Not only that, June continued another streak—this year, it was the fourth warmest month on record in a row globally, with average combined land and sea surface temperatures for the period at 16.2 degrees C. The high heat in much of Asia and Europe as well as North and South America more than counterbalanced some local cooling in southern China, Scandinavia and the northwestern U.S.—putting 2010 on track to surpass 2005 as the warmest year on record. Even in the higher reaches of the atmosphere—where cooling of the upper levels generally continues thanks to climate change below—June was the second warmest month since satellite record-keeping began in 1978, trailing only 1998.

"Warmer than average global temperatures have become the new normal," says Jay Lawrimore, chief of climate analysis at NOAA's National Climatic Data Center, which tracks these numbers. "The global temperature has increased more than 1 degree Fahrenheit [0.7 degree C] since 1900 and the rate of warming since the late 1970s has been about three times greater than the century-scale trend."

So what does the near future hold in terms of heat waves and record-breaking highs?
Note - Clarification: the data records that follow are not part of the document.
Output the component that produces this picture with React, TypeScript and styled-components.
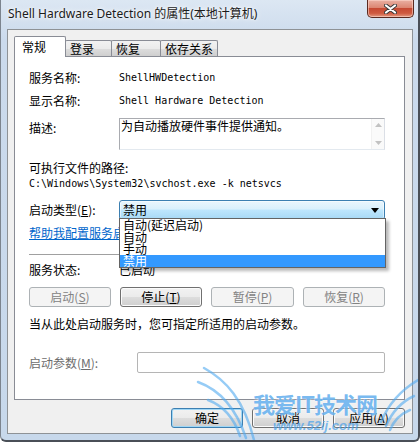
import React from 'react';
import styled, { createGlobalStyle, css } from 'styled-components';

const cjk = `"Noto Sans CJK SC", "Noto Sans", sans-serif`;
const mono = `"DejaVu Sans Mono", "Liberation Mono", monospace`;

const GlobalStyle = createGlobalStyle`
  html, body { margin: 0; padding: 0; width: 420px; height: 442px; overflow: hidden; background: #fff; }
  body { font-family: ${cjk}; font-size: 12px; line-height: 16px; color: #000; }
  * { box-sizing: border-box; }
`;

const Window = styled.div`
  position: relative;
  width: 420px;
  height: 442px;
  display: flex;
  flex-direction: column;
  background: linear-gradient(to bottom, #dce7f3 0px, #cbdaec 40px, #c7d8eb 100%);
  border-left: 1px solid #7c848e;
  border-right: 2px solid #4a4f57;
  border-bottom: 2px solid #4a4f57;
  border-bottom-left-radius: 6px;
  border-bottom-right-radius: 6px;
  padding: 0 5px 6px 6px;
  overflow: hidden;
`;

const TitleBar = styled.div`
  height: 29px;
  flex: none;
  display: flex;
  align-items: flex-start;
  justify-content: space-between;
  padding-left: 1px;
`;

const TitleText = styled.div`
  margin-top: 6px;
  font-family: "Noto Sans", ${cjk};
  font-size: 12px;
  line-height: 16px;
  color: #1b1b1b;
  text-shadow: 0 0 6px #fff, 0 0 3px #fff;
  white-space: nowrap;
`;

const CloseButton = styled.div`
  width: 47px;
  height: 18px;
  margin-right: -1px;
  display: flex;
  align-items: center;
  justify-content: center;
  border: 1px solid #5a2a20;
  border-top: none;
  border-radius: 0 0 5px 5px;
  background: linear-gradient(to bottom, #eab0a3 0%, #dc8672 45%, #c64a33 50%, #cf5a40 78%, #e39a82 100%);
  box-shadow: inset 0 0 0 1px rgba(255, 220, 210, 0.55);
`;

const Client = styled.div`
  flex: 1;
  display: flex;
  flex-direction: column;
  background: #f0f0f0;
  border: 1px solid #8e9296;
  padding: 6px 7px 5px 6px;
`;

const TabStrip = styled.div`
  height: 20px;
  flex: none;
  display: flex;
  align-items: flex-end;
`;

const Tab = styled.div<{ $active?: boolean; $w: number }>`
  width: ${p => p.$w}px;
  border: 1px solid #898c95;
  border-bottom: none;
  white-space: nowrap;
  font-size: 12px;
  ${p =>
    p.$active
      ? css`
          position: relative;
          z-index: 2;
          height: 21px;
          margin-bottom: -1px;
          background: #fff;
          padding: 2px 0 0 7px;
          line-height: 16px;
          border-radius: 2px 2px 0 0;
        `
      : css`
          height: 16px;
          margin-left: -1px;
          background: linear-gradient(to bottom, #f2f2f2 0%, #ebebeb 50%, #dddddd 51%, #cfcfcf 100%);
          padding: 0 0 0 4px;
          line-height: 16px;
          border-radius: 2px 2px 0 0;
        `}
`;

const Panel = styled.div`
  flex: 1;
  display: flex;
  flex-direction: column;
  background: #fff;
  border: 1px solid #898c95;
  padding: 13px 19px 0 14px;
`;

const Row = styled.div<{ $mt?: number; $h?: number; $align?: string }>`
  display: flex;
  align-items: ${p => p.$align || 'center'};
  margin-top: ${p => p.$mt || 0}px;
  height: ${p => p.$h || 16}px;
  flex: none;
  position: relative;
`;

const Label = styled.span<{ $w?: number; $disabled?: boolean; $mt?: number }>`
  width: ${p => p.$w || 90}px;
  flex: none;
  white-space: nowrap;
  color: ${p => (p.$disabled ? '#6d6d6d' : '#000')};
  margin-top: ${p => p.$mt || 0}px;
`;

const MonoValue = styled.span`
  font-family: ${mono};
  font-size: 10px;
  line-height: 16px;
  white-space: nowrap;
  color: #000;
`;

const Plain = styled.span`
  white-space: nowrap;
`;

const DescBox = styled.div`
  width: 266px;
  height: 32px;
  display: flex;
  border: 1px solid #a9abb0;
  border-bottom-color: #e3e9ef;
  border-right-color: #dbdfe6;
  background: #fff;
`;

const DescText = styled.div`
  flex: 1;
  padding: 0 1px;
  line-height: 14px;
  white-space: nowrap;
`;

const ScrollTrack = styled.div`
  width: 13px;
  display: flex;
  flex-direction: column;
  justify-content: space-between;
  align-items: center;
  padding: 4px 0 4px;
  background: #fafafa;
  border-left: 1px solid #f1f1f1;
`;

const Combo = styled.div`
  position: relative;
  width: 266px;
  height: 20px;
  display: flex;
  align-items: center;
  justify-content: space-between;
  padding: 0 5px 0 3px;
  border: 1px solid #3c7fb1;
  border-radius: 3px;
  background: linear-gradient(to bottom, #eaf6fd 0%, #d9f0fc 45%, #bee6fd 50%, #a7d9f5 100%);
  box-shadow: inset 0 0 0 1px rgba(255, 255, 255, 0.5);
`;

const DropList = styled.div`
  position: absolute;
  top: calc(100% - 1px);
  left: -1px;
  width: 267px;
  z-index: 5;
  background: #fff;
  border: 1px solid #646464;
  box-shadow: 3px 3px 3px rgba(0, 0, 0, 0.28);
`;

const DropItem = styled.div<{ $selected?: boolean }>`
  height: 12px;
  line-height: 12px;
  padding-left: 3px;
  white-space: nowrap;
  background: ${p => (p.$selected ? '#3399ff' : 'transparent')};
  color: ${p => (p.$selected ? '#fff' : '#000')};
`;

const Link = styled.a`
  color: #0066cc;
  text-decoration: underline;
  white-space: nowrap;
  cursor: pointer;
`;

const Separator = styled.div<{ $mt: number }>`
  margin-top: ${p => p.$mt}px;
  height: 1px;
  flex: none;
  background: #a0a0a0;
`;

const ButtonRow = styled.div<{ $mt?: number; $justify?: string; $gap?: number }>`
  display: flex;
  justify-content: ${p => p.$justify || 'space-between'};
  gap: ${p => p.$gap || 0}px;
  margin-top: ${p => p.$mt || 0}px;
  flex: none;
  height: 20px;
`;

const Button = styled.div<{ $w: number; $disabled?: boolean; $default?: boolean }>`
  width: ${p => p.$w}px;
  height: 20px;
  display: flex;
  align-items: center;
  justify-content: center;
  border-radius: 3px;
  white-space: nowrap;
  line-height: 16px;
  ${p =>
    p.$disabled
      ? css`
          border: 1px solid #adb2b5;
          background: #f4f4f4;
          color: #838383;
        `
      : p.$default
      ? css`
          border: 1px solid #3c7fb1;
          background: linear-gradient(to bottom, #f2f2f2 0%, #ebebeb 50%, #dddddd 51%, #cfcfcf 100%);
          box-shadow: inset 0 0 0 1px #9fd7f6;
          color: #000;
        `
      : css`
          border: 1px solid #707070;
          background: linear-gradient(to bottom, #f2f2f2 0%, #ebebeb 50%, #dddddd 51%, #cfcfcf 100%);
          box-shadow: inset 0 0 0 1px #fbfbfb;
          color: #000;
        `}
`;

const ParamInput = styled.div`
  flex: 1;
  height: 21px;
  border: 1px solid #b5b5b5;
  border-radius: 2px;
  background: #fff;
`;

const BottomRow = styled(ButtonRow)`
  margin-top: 8px;
`;

const Watermark = styled.div`
  position: absolute;
  left: 195px;
  top: 360px;
  width: 225px;
  height: 82px;
  pointer-events: none;
  z-index: 10;
`;

const WmTitle = styled.div`
  position: absolute;
  left: 57px;
  top: 30px;
  font-family: ${cjk};
  font-weight: 700;
  font-size: 22px;
  line-height: 26px;
  letter-spacing: -1px;
  color: rgba(70, 160, 235, 0.72);
  text-shadow: 0 0 2px rgba(255, 255, 255, 0.9);
  white-space: nowrap;
`;

const WmUrl = styled.div`
  position: absolute;
  left: 77px;
  top: 59px;
  font-family: "Liberation Sans", sans-serif;
  font-style: italic;
  font-weight: 700;
  font-size: 13px;
  line-height: 14px;
  color: rgba(70, 160, 235, 0.7);
  white-space: nowrap;
`;

const WmSvg = styled.svg`
  position: absolute;
  left: 0;
  top: 0;
`;

const Arrow = ({ up }: { up?: boolean }) => (
  <svg width="7" height="4" viewBox="0 0 7 4">
    <path d={up ? 'M0 4 L3.5 0 L7 4 Z' : 'M0 0 L7 0 L3.5 4 Z'} fill="#c2c2c2" />
  </svg>
);

export default function App() {
  return (
    <>
      <GlobalStyle />
      <Window>
        <TitleBar>
          <TitleText>Shell Hardware Detection 的属性(本地计算机)</TitleText>
          <CloseButton>
            <svg width="13" height="10" viewBox="0 0 13 10">
              <path d="M2 1.5 L11 8.5 M11 1.5 L2 8.5" stroke="#3a3a3a" strokeWidth="4" strokeLinecap="round" />
              <path d="M2 1.5 L11 8.5 M11 1.5 L2 8.5" stroke="#fff" strokeWidth="2.2" strokeLinecap="round" />
            </svg>
          </CloseButton>
        </TitleBar>
        <Client>
          <TabStrip>
            <Tab $active $w={52}>常规</Tab>
            <Tab $w={47}>登录</Tab>
            <Tab $w={50}>恢复</Tab>
            <Tab $w={58}>依存关系</Tab>
          </TabStrip>
          <Panel>
            <Row>
              <Label>服务名称:</Label>
              <MonoValue>ShellHWDetection</MonoValue>
            </Row>
            <Row $mt={7}>
              <Label>显示名称:</Label>
              <MonoValue>Shell Hardware Detection</MonoValue>
            </Row>
            <Row $mt={9} $h={32} $align="flex-start">
              <Label $mt={2}>描述:</Label>
              <DescBox>
                <DescText>为自动播放硬件事件提供通知。</DescText>
                <ScrollTrack>
                  <Arrow up />
                  <Arrow />
                </ScrollTrack>
              </DescBox>
            </Row>
            <Row $mt={10}>
              <Plain>可执行文件的路径:</Plain>
            </Row>
            <Row>
              <MonoValue>C:\Windows\System32\svchost.exe -k netsvcs</MonoValue>
            </Row>
            <Row $mt={8} $h={20}>
              <Label>
                启动类型(<u>E</u>):
              </Label>
              <Combo>
                <Plain>禁用</Plain>
                <svg width="8" height="5" viewBox="0 0 8 5">
                  <path d="M0 0 L8 0 L4 5 Z" fill="#000" />
                </svg>
                <DropList>
                  <DropItem>自动(延迟启动)</DropItem>
                  <DropItem>自动</DropItem>
                  <DropItem>手动</DropItem>
                  <DropItem $selected>禁用</DropItem>
                </DropList>
              </Combo>
            </Row>
            <Row $mt={5}>
              <Link>帮助我配置服务启动选项。</Link>
            </Row>
            <Separator $mt={13} />
            <Row $mt={7}>
              <Label>服务状态:</Label>
              <Plain>已启动</Plain>
            </Row>
            <ButtonRow $mt={9}>
              <Button $w={82} $disabled>
                启动(<u>S</u>)
              </Button>
              <Button $w={82}>
                停止(<u>T</u>)
              </Button>
              <Button $w={83} $disabled>
                暂停(<u>P</u>)
              </Button>
              <Button $w={82} $disabled>
                恢复(<u>R</u>)
              </Button>
            </ButtonRow>
            <Row $mt={9}>
              <Plain>当从此处启动服务时，您可指定所适用的启动参数。</Plain>
            </Row>
            <Row $mt={20} $h={21}>
              <Label $w={108} $disabled>
                启动参数(<u>M</u>):
              </Label>
              <ParamInput />
            </Row>
          </Panel>
          <BottomRow $justify="flex-end" $gap={9}>
            <Button $w={72} $default>确定</Button>
            <Button $w={72}>取消</Button>
            <Button $w={72}>
              应用(<u>A</u>)
            </Button>
          </BottomRow>
        </Client>
        <Watermark>
          <WmSvg width="225" height="82" viewBox="0 0 225 82">
            <g fill="none" stroke="rgba(80,170,240,0.6)" strokeWidth="2.5" strokeLinecap="round">
              <path d="M8 8 C30 20 48 40 58 80" />
              <path d="M2 22 C24 30 40 48 50 78" />
              <path d="M12 40 C28 46 38 58 44 76" />
              <path d="M222 20 C205 30 192 45 185 62" />
              <path d="M218 36 C205 42 196 52 190 66" />
              <path d="M214 50 C204 54 198 60 194 70" />
            </g>
          </WmSvg>
          <WmTitle>我爱IT技术网</WmTitle>
          <WmUrl>www.52ij.com</WmUrl>
        </Watermark>
      </Window>
    </>
  );
}
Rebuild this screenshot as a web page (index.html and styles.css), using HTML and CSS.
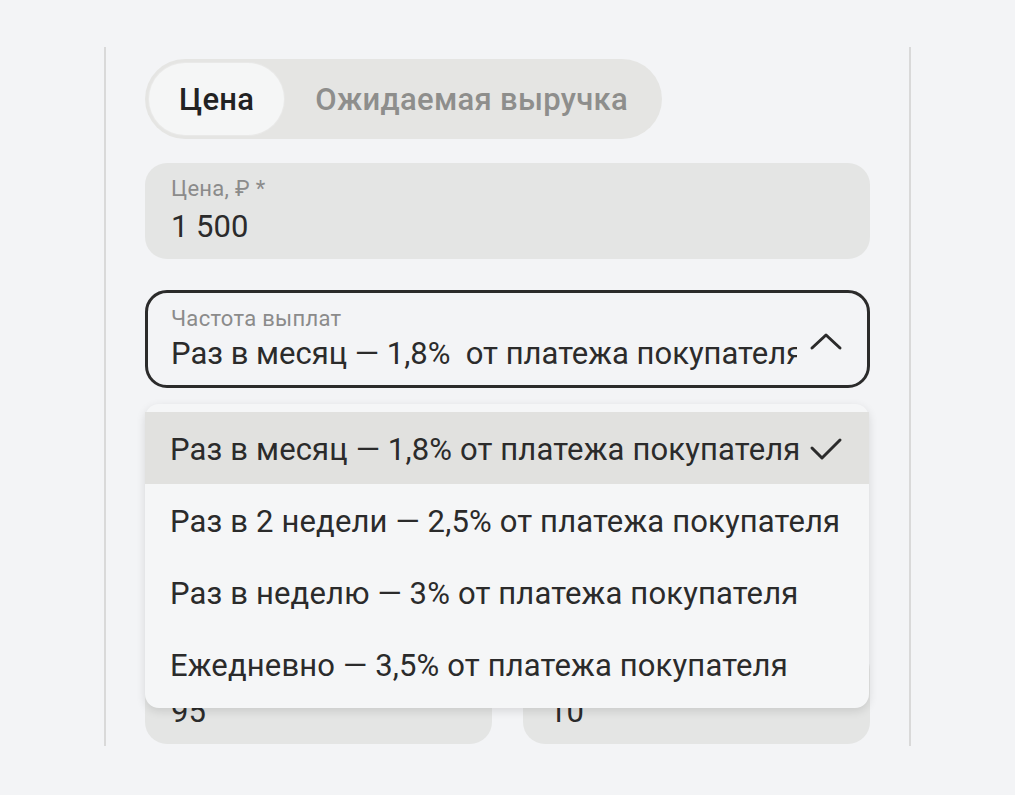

Depending on how quickly La Niña conditions strengthen in the Pacific Ocean (and a host of other factors), this year could surpass previous records or at least take its place as one of the warmer years on record.

The short-term is fairly clear to climatologist James Hansen of the NASA Goddard Institute for Space Studies. "A new record global temperature, for the period with instrumental measurements, should be set within the next few months," he wrote in an unpublished paper in March.

But record global temperature for the calendar year might not occur if El Niño conditions deteriorate rapidly by mid-2010 into La Niña conditions, Hansen added.

That is exactly what is happening right now, according to NOAA. Sea surface temperatures in the Pacific Ocean—which play a key role in determining global temperatures—continued to decline in June, transforming from the heated condition known as El Niño to the cooler condition known as La Niña. A similar change in 2007 ended that year's chance to surpass 2005 as the warmest year on record. "La Niña typically contributes to a lower global average temperature than do neutral or El Niño conditions," Lawrimore explains. "The forecasted development of La Niña has the potential to bring the annual 2010 global average temperature below a record for the year as a whole."

Nevertheless, record highs are already being recorded across the globe: Pakistan set Asia's record for highest temperature on record, notching up 53.5 degrees C on May 26—one of nine countries to set high heat records so far this year. There are now roughly twice as many days with record highs than days with record lows, according to research from the National Center for Atmospheric Research. And warmer than usual temperatures in the ocean have prompted coral bleaching in the Indian Ocean and offshore of Southeast Asia; NOAA also warns there is "high potential" for such bleaching to develop in the Caribbean this summer.

All this heat comes at a time when the sun—despite a recent uptick in solar storm activity, much of it associated with sunspots, since late 2008—continues to pump out slightly less energy. This diminished solar radiation should be promoting a slight cooling but is apparently outweighed by the ongoing accumulation of atmospheric greenhouse gases, particularly carbon dioxide, as scientists have predicted for more than a century. Of course year to year variations in weather cannot be conclusively tied to climate change, which is best measured by a multiyear trend, such as the long-term trend of warming into which this year fits—2000 to 2010 is already the warmest decade since records have been kept and the 10 warmest average annual surface temperatures have all occurred in the past 15 years.

Precipitation patterns are changing as well—southern regions in China, Europe and India, along with the U.S. Midwest and Northwest all saw more rainfall than usual in June. Similar factors resulted in Nashville being drowned this spring, among other impacts. Meanwhile, drought afflicted Australia, eastern Asia, northern India and northeastern South America. The U.K. is experiencing the lowest rainfall since 1929.

Regardless, the long-term trend is clearly continued warming, which is "very likely" (with more than 90 percent certainty) caused by greenhouse gases emitted in the course of human activity, according to climate scientists. And climate model research from Stanford University set to be published in Geophysical Research Letters shows that extended heat waves are likely to become more commonplace in the U.S. by 2040—and predicts hotter and drier seasons over the next decade.

"Frankly, I was expecting that we'd see large temperature increases later this century with higher greenhouse gas levels and global warming," Stanford climate scientist Noah Diffenbaugh, who headed up the research, said in a prepared statement. "I did not expect to see anything this large within the next three decades."

"Heat waves are expected to become more frequent and intense in the 21st century," NOAA's Lawrimore adds. "Today's rare heat waves will likely become the typical weather conditions by the last half of the century."